EXERCISE DIRECTIONS →
All of the lines below are to be printed again exactly; images are excluded from the output.

SOURCE MATERIAL →

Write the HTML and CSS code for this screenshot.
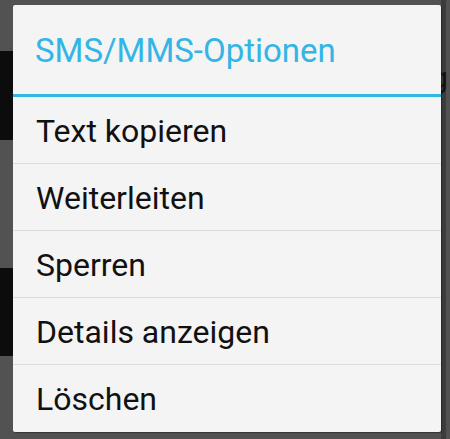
FILE: index.html
```html
<!DOCTYPE html>
<html lang="de">
<head>
<meta charset="utf-8">
<title>SMS/MMS-Optionen</title>
<link rel="stylesheet" href="styles.css">
</head>
<body>
<div class="behind">g</div>
<div class="dialog">
  <div class="title">SMS/MMS-Optionen</div>
  <ul class="menu">
    <li class="item">Text kopieren</li>
    <li class="item">Weiterleiten</li>
    <li class="item">Sperren</li>
    <li class="item">Details anzeigen</li>
    <li class="item">Löschen</li>
  </ul>
</div>
</body>
</html>
```
FILE: styles.css
```css
html, body {
  margin: 0;
  height: 100%;
}
body {
  position: relative;
  background-color: #525252;
  background-image:
    linear-gradient(#0c0c0c, #0c0c0c),
    linear-gradient(#0c0c0c, #0c0c0c),
    linear-gradient(#3c3c3c, #3c3c3c);
  background-size: 13px 89px, 13px 88px, 5px 439px;
  background-position: 0 51px, 0 268px, 441px 0;
  background-repeat: no-repeat;
  padding: 5px 9px 7px 13px;
  box-sizing: border-box;
  font-family: Roboto, "Noto Sans", sans-serif;
  overflow: hidden;
}
.behind {
  position: absolute;
  top: 63px;
  left: 431px;
  font-size: 30px;
  color: #111;
  line-height: 1;
}
.dialog {
  position: relative;
  width: 428px;
  height: 427px;
  background: #f4f4f4;
  border-radius: 2px;
  box-shadow: 1px 1px 1px rgba(0,0,0,0.35);
  display: flex;
  flex-direction: column;
}
.title {
  box-sizing: border-box;
  border-bottom: 3px solid #33b5e5;
  height: 92px;
  padding-left: 22px;
  padding-top: 2px;
  display: flex;
  align-items: center;
  color: #33b5e5;
  font-size: 33px;
}
.menu {
  list-style: none;
  margin: 0;
  padding: 0;
}
.item {
  height: 67px;
  box-sizing: border-box;
  display: flex;
  align-items: center;
  padding-left: 23px;
  padding-top: 1px;
  font-size: 32px;
  color: #111;
  border-top: 1px solid #dcdcdc;
}
.item:first-child {
  border-top: none;
  height: 66px;
}
```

PROBLEM SOLUTION →
Write the HTML and CSS code for this screenshot.
FILE: index.html
```html
<!DOCTYPE html>
<html lang="de">
<head>
<meta charset="utf-8">
<title>SMS/MMS-Optionen</title>
<link rel="stylesheet" href="styles.css">
</head>
<body>
<div class="behind">g</div>
<div class="dialog">
  <div class="title">SMS/MMS-Optionen</div>
  <ul class="menu">
    <li class="item">Text kopieren</li>
    <li class="item">Weiterleiten</li>
    <li class="item">Sperren</li>
    <li class="item">Details anzeigen</li>
    <li class="item">Löschen</li>
  </ul>
</div>
</body>
</html>
```
FILE: styles.css
```css
html, body {
  margin: 0;
  height: 100%;
}
body {
  position: relative;
  background-color: #525252;
  background-image:
    linear-gradient(#0c0c0c, #0c0c0c),
    linear-gradient(#0c0c0c, #0c0c0c),
    linear-gradient(#3c3c3c, #3c3c3c);
  background-size: 13px 89px, 13px 88px, 5px 439px;
  background-position: 0 51px, 0 268px, 441px 0;
  background-repeat: no-repeat;
  padding: 5px 9px 7px 13px;
  box-sizing: border-box;
  font-family: Roboto, "Noto Sans", sans-serif;
  overflow: hidden;
}
.behind {
  position: absolute;
  top: 63px;
  left: 431px;
  font-size: 30px;
  color: #111;
  line-height: 1;
}
.dialog {
  position: relative;
  width: 428px;
  height: 427px;
  background: #f4f4f4;
  border-radius: 2px;
  box-shadow: 1px 1px 1px rgba(0,0,0,0.35);
  display: flex;
  flex-direction: column;
}
.title {
  box-sizing: border-box;
  border-bottom: 3px solid #33b5e5;
  height: 92px;
  padding-left: 22px;
  padding-top: 2px;
  display: flex;
  align-items: center;
  color: #33b5e5;
  font-size: 33px;
}
.menu {
  list-style: none;
  margin: 0;
  padding: 0;
}
.item {
  height: 67px;
  box-sizing: border-box;
  display: flex;
  align-items: center;
  padding-left: 23px;
  padding-top: 1px;
  font-size: 32px;
  color: #111;
  border-top: 1px solid #dcdcdc;
}
.item:first-child {
  border-top: none;
  height: 66px;
}
```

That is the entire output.